Proper five-spice powder contains Szechuan peppercorns (not really a pepper, but a dried berry), star anise, cloves, fennel and more cinnamon. A good source in Cambridge is Daily Bread, a wholefood warehouse where they grind their own spices. They sell spices in containers of different sizes; little plastic bags, jam jars and enormous great sacks. (It’s a pretty inexpensive way to buy spices; if you’re in the area, give them a try. They are Christians of a slightly maniacal bent, but hey; the spices are good.)

Babi chin is another dark and rich recipe, and good for warming you from within. You’ll need the following:

1 medium onion
5 cloves of garlic
1 teaspoon cinnamon
2 tablespoons sugar
1 tablespoon dark soya sauce
1 glass Shaoxing rice wine
3 tablespoons (half a jar) garlic black bean sauce (see photo)
2 teaspoons five spice powder
1 lb pork belly (with skin), sliced into bite-sized cubes
1 thumb-sized piece of ginger, sliced into coins
6 dried shitake mushrooms, soaked
5 spring onions, whole
Water (to cover)
1 tablespoon groundnut oil

Chop the onion and garlic as fine as possible in a blender with the cinnamon. Heat the oil and fry the onion, garlic and cinnamon mixture until golden. Add the black bean sauce, the soya sauce, the five spice powder and sugar, and stir fry for two more minutes.

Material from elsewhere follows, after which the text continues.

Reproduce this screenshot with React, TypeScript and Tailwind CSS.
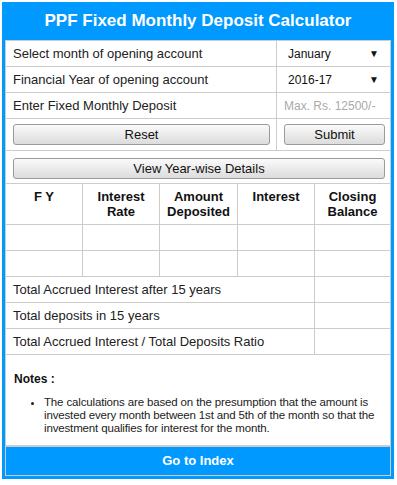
const cell = "border-[#ccc]";

const Btn = ({ label, className = "" }: { label: string; className?: string }) => (
  <button
    className={`h-[21px] rounded-[3px] border border-[#9a9a9a] bg-gradient-to-b from-[#fafafa] to-[#dcdcdc] text-[13px] leading-none text-[#111] ${className}`}
  >
    {label}
  </button>
);

const SelectBox = ({ value }: { value: string }) => (
  <div className="flex items-center justify-between pl-[11px] pr-[11px] text-[12px] text-[#111]">
    <span>{value}</span>
    <span className="text-[10px]">▼</span>
  </div>
);

export default function App() {
  const rows = ["", ""];
  return (
    <div className="ml-[2px] mt-[2px] w-[392px] bg-[#0099ff] px-[3px] pb-[3px] font-['Liberation_Sans',Arial,sans-serif]">
      <div className="flex h-[38px] items-center justify-center text-[17px] font-bold text-white">
        PPF Fixed Monthly Deposit Calculator
      </div>
      <div className={`border ${cell} bg-white`}>
        <div className={`grid h-[26px] grid-cols-[271px_1fr] border-b ${cell}`}>
          <div className={`flex items-center border-r ${cell} pl-[7px] text-[13px] text-[#222]`}>
            Select month of opening account
          </div>
          <SelectBox value="January" />
        </div>
        <div className={`grid h-[26px] grid-cols-[271px_1fr] border-b ${cell}`}>
          <div className={`flex items-center border-r ${cell} pl-[7px] text-[13px] text-[#222]`}>
            Financial Year of opening account
          </div>
          <SelectBox value="2016-17" />
        </div>
        <div className={`grid h-[26px] grid-cols-[271px_1fr] border-b ${cell}`}>
          <div className={`flex items-center border-r ${cell} pl-[7px] text-[13px] text-[#222]`}>
            Enter Fixed Monthly Deposit
          </div>
          <div className="flex items-center pl-[7px] text-[12px] text-[#aaa]">Max. Rs. 12500/-</div>
        </div>
        <div className={`grid h-[32px] grid-cols-[271px_1fr] border-b ${cell}`}>
          <div className={`flex items-start border-r ${cell} pl-[7px] pr-[6px] pt-[5px]`}>
            <Btn label="Reset" className="w-full" />
          </div>
          <div className="flex items-start pl-[7px] pr-[5px] pt-[5px]">
            <Btn label="Submit" className="w-full" />
          </div>
        </div>
        <div className={`h-[33px] border-b ${cell} px-[7px] pr-[5px] pt-[5px]`}>
          <Btn label="View Year-wise Details" className="w-full" />
        </div>
        <div className={`grid h-[41px] grid-cols-[77px_77px_78px_77px_1fr] border-b ${cell} text-center text-[13px] font-bold leading-[15px] text-[#111]`}>
          <div className={`border-r ${cell} pt-[5px]`}>F Y</div>
          <div className={`border-r ${cell} pt-[5px]`}>Interest<br />Rate</div>
          <div className={`border-r ${cell} pt-[5px]`}>Amount<br />Deposited</div>
          <div className={`border-r ${cell} pt-[5px]`}>Interest</div>
          <div className="pt-[5px]">Closing<br />Balance</div>
        </div>
        {rows.map((_, i) => (
          <div key={i} className={`grid h-[26px] grid-cols-[77px_77px_78px_77px_1fr] border-b ${cell}`}>
            <div className={`border-r ${cell}`} />
            <div className={`border-r ${cell}`} />
            <div className={`border-r ${cell}`} />
            <div className={`border-r ${cell}`} />
            <div />
          </div>
        ))}
        {[
          "Total Accrued Interest after 15 years",
          "Total deposits in 15 years",
          "Total Accrued Interest / Total Deposits Ratio",
        ].map((t) => (
          <div key={t} className={`grid h-[26px] grid-cols-[309px_1fr] border-b ${cell}`}>
            <div className={`flex items-center border-r ${cell} pl-[7px] text-[13px] text-[#222]`}>{t}</div>
            <div />
          </div>
        ))}
        <div className="h-[90px] pl-[8px] pr-[4px] pt-[15px] text-[12px] text-[#222]">
          <div className="font-bold text-[#111]">Notes :</div>
          <ul className="mt-[8px] list-disc pl-[30px] text-[11.5px] leading-[13px] tracking-[-0.15px]">
            <li>
              The calculations are based on the presumption that the amount is invested every month between 1st and 5th of the month so that the investment qualifies for interest for the month.
            </li>
          </ul>
        </div>
        <div className={`flex h-[30px] items-center justify-center border-t-2 ${cell} bg-[#0099ff] text-[13px] font-bold text-white`}>
          Go to Index
        </div>
      </div>
    </div>
  );
}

Add the pork and ginger, with a glass of rice wine and enough water to barely cover it with the sauce ingredients. Stir well to mix and increase the heat under the wok to high. Boil the sauce briskly until it is thick and reduced (about fifteen minutes). Add more water (about a pint) and bring to a simmer.

Add the soaked mushrooms and the spring onions. Lower the heat under the wok, cover it and simmer, stirring occasionally until the pork is meltingly tender (aim to be able to cut it without a knife). If you feel the sauce is too thick, add a little more water. Serve with rice.

This is beautiful, glossy, and syrupy. If I were in Malaysia, I’d have put some sugar cane in there with the pork. Sadly, I’m in Cambridgeshire. Sugar cane is not really considered a commodity over here. I need a holiday somewhere where interesting things grow.